Besides the vivid prose is order and method. The book is set out in four parts and 28 chapters. The growth of the Spanish empire covers the period roughly from 1492, when soldiers of King Ferdinand and Queen Isabella had overrun the last Islamic outpost in Spain and Columbus was landing their ships in the Americas, to the death of their great-grandson Philip II in 1598. Philip’s reign saw the conquest and settlement of Mexico, Peru, Chile, and much of what is now Paraguay, and the attempted conquest of Florida. After the conquest of the Philippines – named in honour of their new ruler – in 1580, Philip and his advisers contemplated what would have been the greatest adventure of them all: the invasion of China. Sixty soldiers ought to do it, they thought. But by the time of Philip’s death in 1598 the project had been all but abandoned and the expansion of the empire had come to a halt. It left a rich cultural and linguistic legacy: Christianity rooted in Latin America and parts of Asia and Spanish as the second-most-spoken native language in the world.

This is history driven by personalities rather than economics. The conquered are not ignored, but the conquerors – brutes and bureaucrats, rapacious villains and selfless religious visionaries – are centre stage. And after the enthralling narrative comes over a hundred pages of statistics on taxation and population, genealogies, maps, bibliography, glossary and notes. Yet what most readers will recall are the stories and the people, seen in the bright sunshine of Guyana or Peru. Here are some. In their new dominions, Spaniards were quick to set up schools, universities and the printing press. The consequences were arresting. At Jesuit or Franciscan schools in Mexico, hundreds of natives were before long reading Horace and Cicero. One school, in Tlatelolco, produced Antonio Valeriano, a governor of Mexico City who could translate the Georgics of Virgil and married a niece of Montezuma, and Bautista de Contreras, a friar who turned The Imitation of Christ into Nahuatl. Both men were native Indians.

There are darker aspects. One horrific chapter deals with Lope de Aguirre, a psychopath of “pure evil with superior talents”. In 1560-61 he was part of an expedition seeking gold in the Amazon forests, where he murdered its leader Pedro de Ursúa and thereafter Pedro’s mestiza lover, Inés de Atienza, once famed as “the most beautiful woman in Peru”. As the increasingly deranged Aguirre led hundreds of his followers into Venezuela, there began a catalogue of “terrible murders” that “beggars description”. His mad adventure was the subject of Werner Herzog’s 1972 film Aguirre, Wrath of God.

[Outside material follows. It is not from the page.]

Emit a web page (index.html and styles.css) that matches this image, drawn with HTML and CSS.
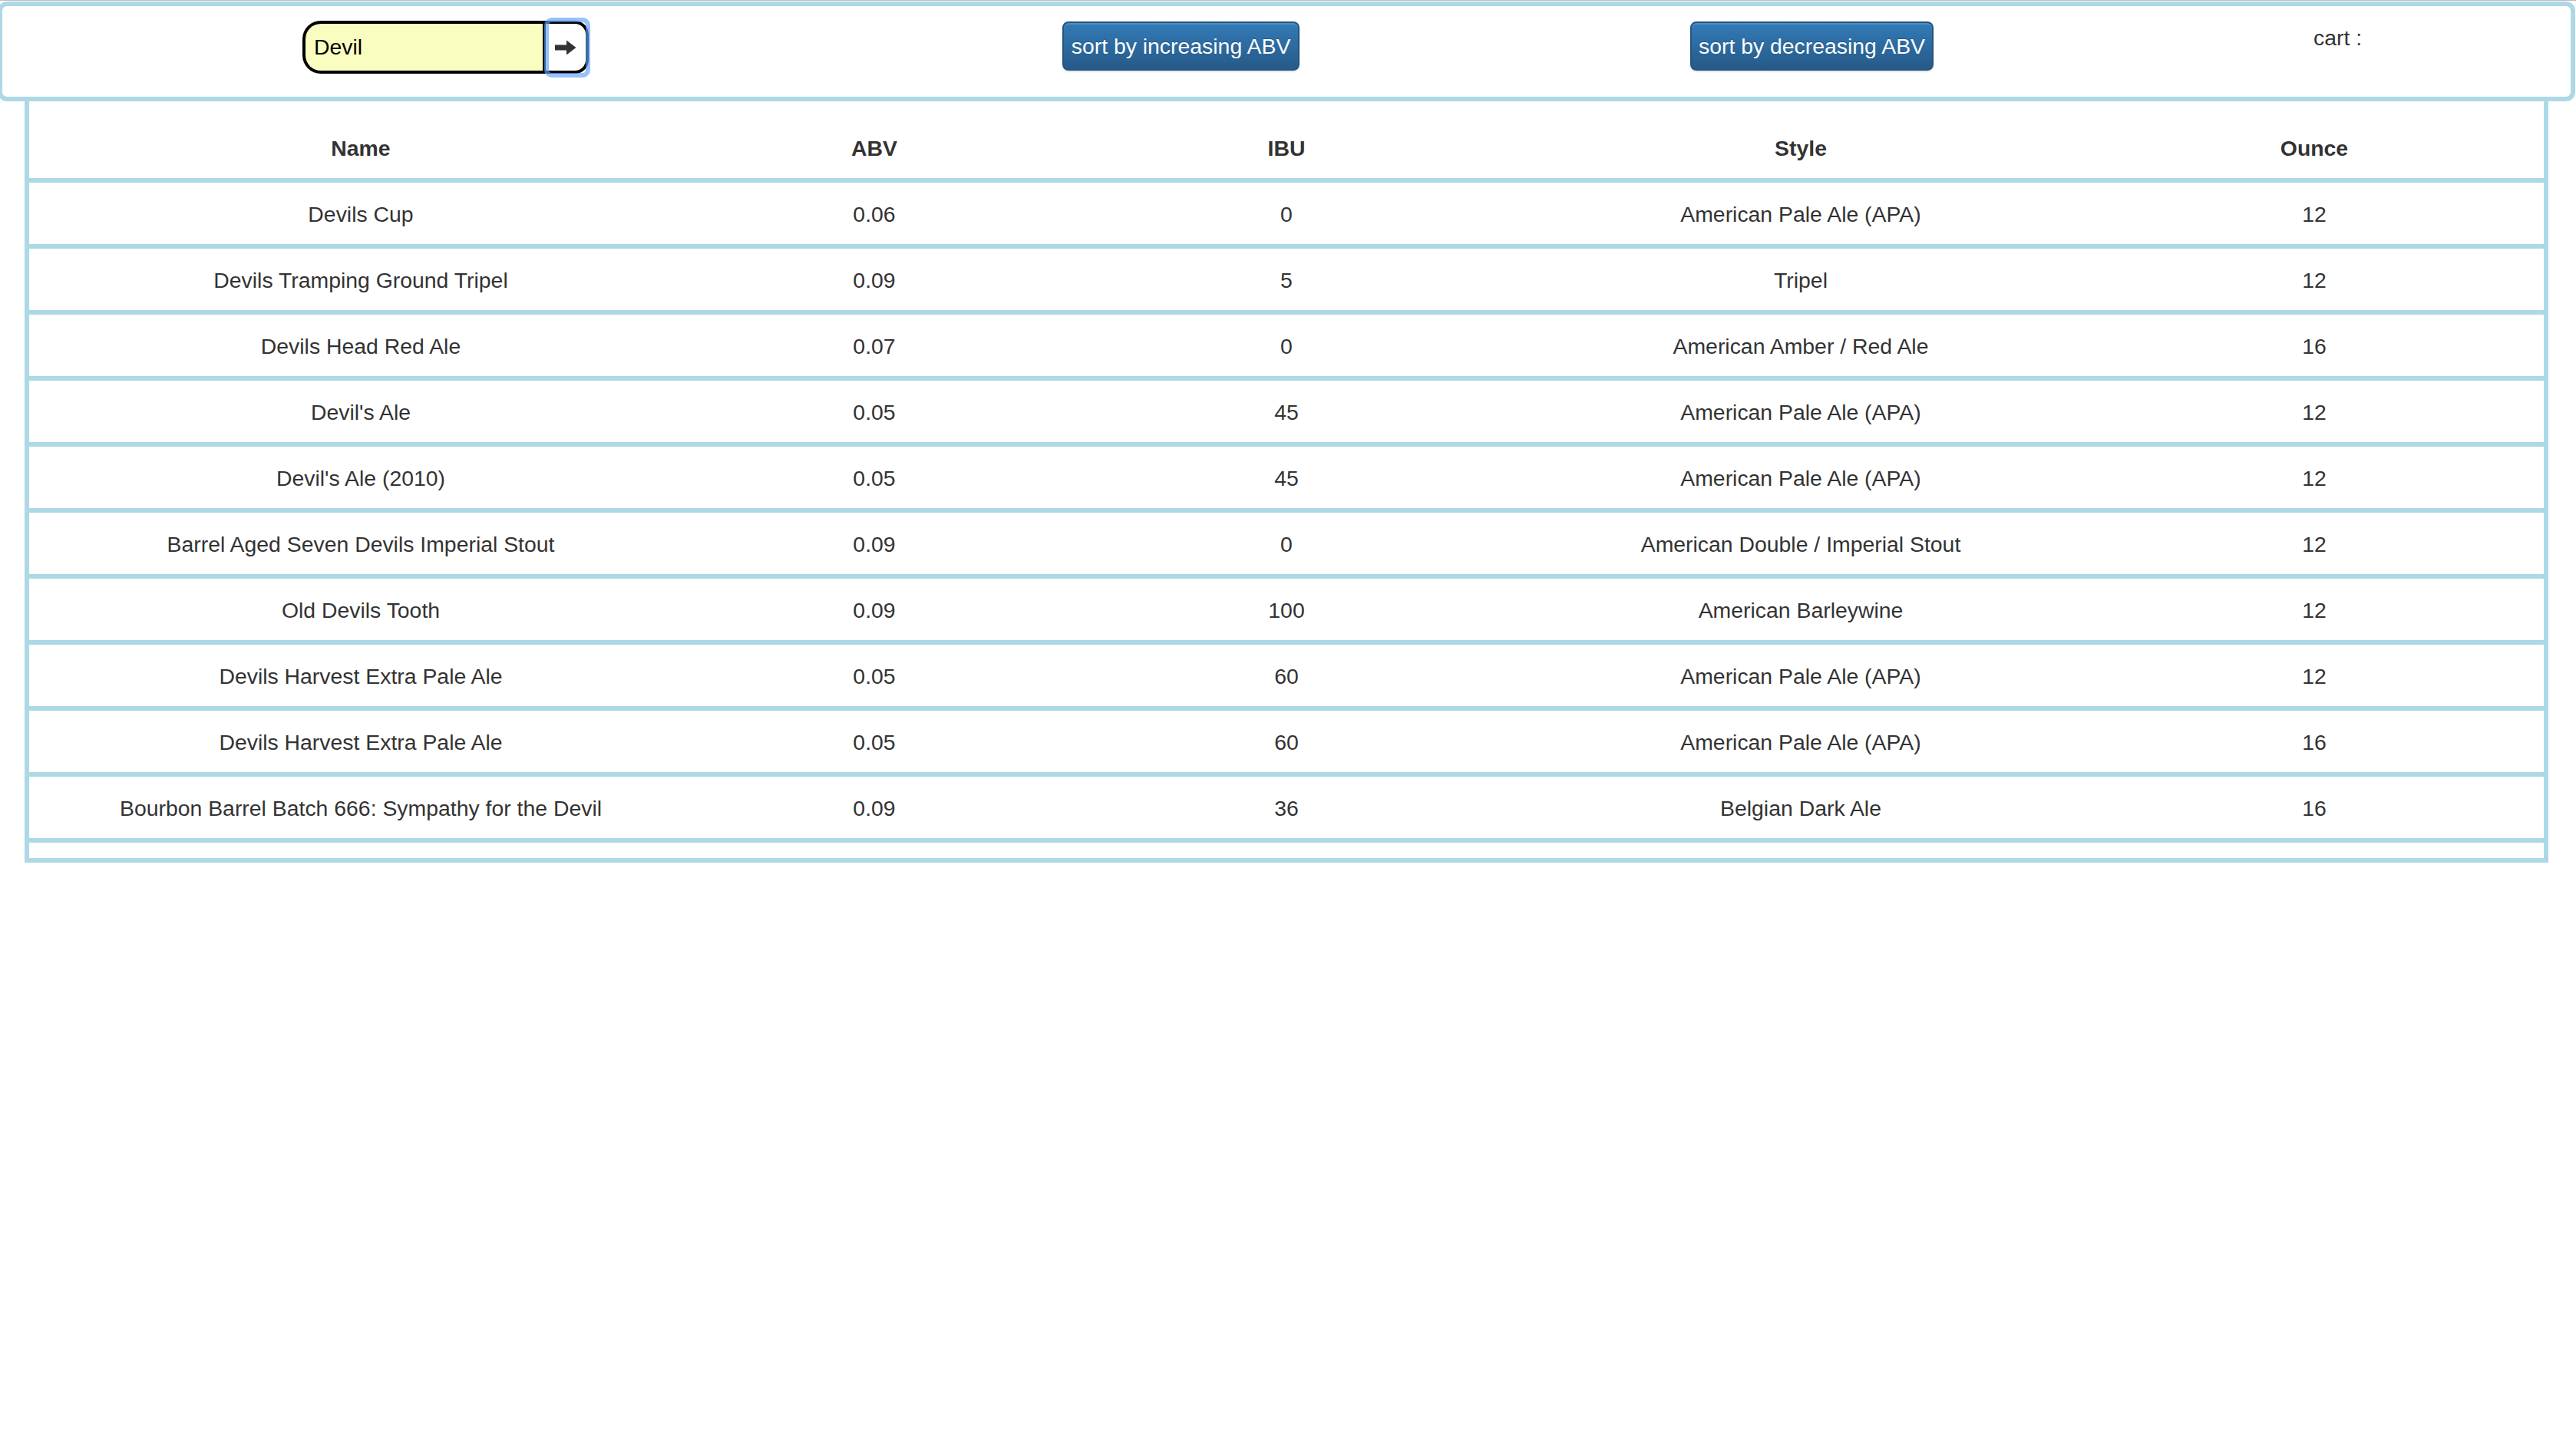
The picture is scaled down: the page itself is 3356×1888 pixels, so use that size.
FILE: index.html
```html
<!DOCTYPE html>
<html lang="en">
<head>
<meta charset="utf-8">
<title>Beers</title>
<link rel="stylesheet" href="styles.css">
</head>
<body>
<div class="page">
  <header class="topbar">
    <form class="search">
      <input class="search-input" type="text" value="Devil">
      <button class="search-btn" type="button" aria-label="search">
        <svg class="arrow" width="28" height="20" viewBox="0 0 28 20"><path d="M0 6.5H15V0.5L27.5 10L15 19.5V13.5H0Z" fill="#333"/></svg>
      </button>
    </form>
    <button class="btn btn-inc" type="button">sort by increasing ABV</button>
    <button class="btn btn-dec" type="button">sort by decreasing ABV</button>
    <div class="cart">cart :</div>
  </header>
  <table class="beers">
    <colgroup>
      <col class="c-name"><col class="c-abv"><col class="c-ibu"><col class="c-style"><col class="c-oz">
    </colgroup>
    <thead>
      <tr><th>Name</th><th>ABV</th><th>IBU</th><th>Style</th><th>Ounce</th></tr>
    </thead>
    <tbody>
      <tr><td>Devils Cup</td><td>0.06</td><td>0</td><td>American Pale Ale (APA)</td><td>12</td></tr>
      <tr><td>Devils Tramping Ground Tripel</td><td>0.09</td><td>5</td><td>Tripel</td><td>12</td></tr>
      <tr><td>Devils Head Red Ale</td><td>0.07</td><td>0</td><td>American Amber / Red Ale</td><td>16</td></tr>
      <tr><td>Devil's Ale</td><td>0.05</td><td>45</td><td>American Pale Ale (APA)</td><td>12</td></tr>
      <tr><td>Devil's Ale (2010)</td><td>0.05</td><td>45</td><td>American Pale Ale (APA)</td><td>12</td></tr>
      <tr><td>Barrel Aged Seven Devils Imperial Stout</td><td>0.09</td><td>0</td><td>American Double / Imperial Stout</td><td>12</td></tr>
      <tr><td>Old Devils Tooth</td><td>0.09</td><td>100</td><td>American Barleywine</td><td>12</td></tr>
      <tr><td>Devils Harvest Extra Pale Ale</td><td>0.05</td><td>60</td><td>American Pale Ale (APA)</td><td>12</td></tr>
      <tr><td>Devils Harvest Extra Pale Ale</td><td>0.05</td><td>60</td><td>American Pale Ale (APA)</td><td>16</td></tr>
      <tr><td>Bourbon Barrel Batch 666: Sympathy for the Devil</td><td>0.09</td><td>36</td><td>Belgian Dark Ale</td><td>16</td></tr>
      <tr class="spacer"><td colspan="5"></td></tr>
    </tbody>
  </table>
</div>
</body>
</html>
```
FILE: styles.css
```css
html, body {
  margin: 0;
  padding: 0;
  background: #fff;
}
body {
  font-family: "Liberation Sans", Arial, Helvetica, sans-serif;
  font-size: 28.4px;
  line-height: 32px;
  color: #333;
  border-top: 1px solid #bdbdbd;
  overflow: hidden;
}
.page {
  padding-top: 1px;
}
.topbar {
  box-sizing: border-box;
  height: 130px;
  width: 3358px;
  margin-left: -3px;
  border: 6px solid lightblue;
  border-radius: 12px;
  display: flex;
  align-items: flex-start;
  padding-top: 19px;
  padding-left: 391px;
}
.search {
  display: flex;
  margin: 0;
  height: 69px;
}
.search-input {
  box-sizing: border-box;
  width: 313px;
  height: 69px;
  margin: 0;
  border: 4px solid #000;
  border-right: none;
  border-radius: 24px 0 0 24px;
  background: #fafdc0;
  padding: 0 0 0 11px;
  font-family: "Liberation Sans", Arial, sans-serif;
  font-size: 28.4px;
  color: #000;
  outline: none;
}
.search-btn {
  position: relative;
  box-sizing: border-box;
  width: 60px;
  height: 69px;
  margin: 0;
  padding: 0 0 0 12px;
  border: 4px solid #000;
  border-radius: 0 18px 18px 0;
  background: #fff;
  display: flex;
  align-items: center;
}
.search-btn::after {
  content: "";
  position: absolute;
  top: -8px;
  bottom: -9px;
  left: -2px;
  right: -6px;
  border: 6px solid rgba(96, 160, 250, 0.65);
  border-radius: 10px;
  pointer-events: none;
}
.arrow {
  display: block;
}
.btn {
  box-sizing: border-box;
  height: 64px;
  margin-top: 1px;
  padding: 0;
  border: 2px solid #245580;
  border-radius: 8px;
  background: linear-gradient(to bottom, #337ab7 0%, #265a88 100%);
  color: #fff;
  font-family: "Liberation Sans", Arial, sans-serif;
  font-size: 28.4px;
  line-height: 32px;
  text-align: center;
  text-shadow: 0 -1px 0 rgba(0, 0, 0, 0.2);
  box-shadow: inset 0 2px 0 rgba(255, 255, 255, 0.15), 0 2px 2px rgba(0, 0, 0, 0.1);
}
.btn-inc {
  width: 309px;
  margin-left: 617px;
}
.btn-dec {
  width: 317px;
  margin-left: 509px;
}
.cart {
  margin-left: 495px;
  margin-top: 6px;
  color: #333;
}
.beers {
  table-layout: fixed;
  width: 3288px;
  margin-left: 32px;
  border-collapse: separate;
  border-spacing: 0;
  border-left: 6px solid lightblue;
  border-right: 6px solid lightblue;
}
.c-name { width: 864px; }
.c-abv { width: 474px; }
.c-ibu { width: 600px; }
.c-style { width: 740px; }
.c-oz { width: 598px; }
.beers th,
.beers td {
  text-align: center;
  border-bottom: 6px solid lightblue;
  white-space: nowrap;
}
.beers th {
  font-weight: bold;
  padding: 45px 0 23px;
  height: 32px;
}
.beers td {
  padding: 25px 0 23px;
  height: 32px;
}
.beers .spacer td {
  padding: 0;
  height: 20px;
}
```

It is a relief to turn from this to a picture of a wedding, showing one of St Ignatius Loyola’s relations marrying an Inca princess. To the right are Spaniards in ruffs and cloaks, with two Jesuit saints; to the left, Inca dignitaries heavy with gold, with a parasol of feathers and a lady holding a parrot. It brings home the extraordinary hybrid that Spanish America was. Another picture shows Potosí (13,340 feet up in Bolivia) and its “mountain of silver”, the result of which by 1598 was a town with 150,000 people, 36 casinos, a theatre, 14 dance-halls, and 80 churches (and, alas, “many brothels and innumerable prostitutes”). If there was more silver than gold to be found in the New World, the silver still brought fabulous wealth and an economic puzzle. Hugh Thomas attends to the paradox (which mystified writers of the time) that the more silver was found, the less each ingot was worth. He is alert as well to the capitalists in Seville and beyond who financed the conquistadores, whose exploits (heroism notwithstanding) were meant for profit.

A last surprise. This prodigy of learning, where political analysis consorts with a love of the classics of Spanish literature exported to the Americas, has a few slips. Hugh Thomas is generous to the Catholic faith, paying tribute to work of selfless and imaginative missionaries as well as noting the gruesome episodes. But friars do not live in “monasteries”, for they are not monks; Pius V was not “the last pope to be canonised” (p. 50); St Francis Xavier was not from Asturias (p. 55) but Navarre (from where this reviewer writes); and “Huguenot” is nothing to do with a mythical King Hugues (p. 402), but is assimilated (via the name of a Geneva burgomaster) from the Swiss-German “eidgenoss” meaning “confederate”. Yet these are trifles. What matters is that Lord Thomas has masterfully chronicled epoch-making events, one consequence of which (though he never mentions it) is the occupation today of St Peter’s throne by a Latin-American Jesuit, who speaks Spanish with an Argentinian accent.